Quilombo aguarda dez anos por titulação em Nova Roma (GO), inclusive com ameça de pistoleiros
Por Por Daniela Carolina Perutti (texto e fotos), doutoranda em Antropologia Social pela Universidade de São Paulo (USP).
“Você veio de longe pra fazer pesquisa nesse fim de mundo? Aqui não tem nada não.” A fala de uma funcionária da prefeitura de Nova Roma, surpresa com meu interesse em pesquisar a região, é recorrente entre os moradores dessa cidade sertaneja, localizada no Nordeste de Goiás.
Em função da falta de perspectiva de emprego ou melhora de vida, a sensação geral é de que em Nova Roma, que conta com cerca de 3.471 habitantes (IBGE, 2010), restaram apenas os velhos, as crianças e os que não têm estudo.
Se a sensação de que a vida local está acabando é presente entre os novarromanos de um modo geral, ela parece ser ainda maior entre os membros da comunidade quilombo Família Magalhães, que vive no extremo norte do município.
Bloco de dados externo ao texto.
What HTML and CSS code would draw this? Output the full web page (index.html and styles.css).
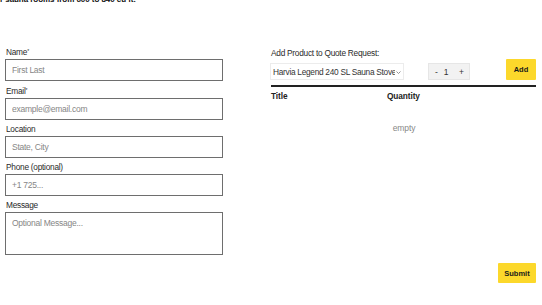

O grupo é originário do território Kalunga, considerado hoje o maior quilombo do país, com cerca de 8.000 pessoas distribuídas em 42 localidades (Projeto Kalunga Sustentável).
A área deste, nas proximidades do rio Paranã (quilômetros abaixo do território dos Magalhães), abrange os municípios de Monte Alegre de Goiás, Teresina de Goiás e Cavalcante (confira a localização exata clicando aqui). Os primeiros indícios de constituição do quilombo naquela região datam da segunda metade do século XVIII, em documentos oficiais.
O grupo foi perdendo sucessivamente o território que ocupava para supostos proprietários, ficando confinado a uma pequena faixa de terra.
Para José Magalhães, o filho mais velho, é difícil entender o ‘mundo da lei’, no qual alguém pode ser dono de uma terra sem nunca nela ter plantado, tampouco pisado |
Com o apoio de vizinhos e políticos locais, o grupo tomou conhecimento de que, por serem quilombolas, possuíam direito à terra conforme disposto no artigo 68 do Ato das Disposições Constitucionais Transitória (ADCT). Em 2004, ao recorrer a um procurador da república e narrar a situação, foram orientados acerca de seus direitos.
Faz dez anos que a comunidade Família Magalhães foi reconhecida pelo governo federal como quilombola, tendo recebido a certidão de autorreconhecimento pela Fundação Cultural Palmares.
Enquanto isso, a comunidade sofre as consequências pela não titulação de suas terras. Orientada por agentes governamentais, ainda em 2004, a não mexer substancialmente no território, de modo a evitar novos conflitos, ela deixou de fazer roças maiores, restringindo-se a pequenas plantações no quintal de cada casa.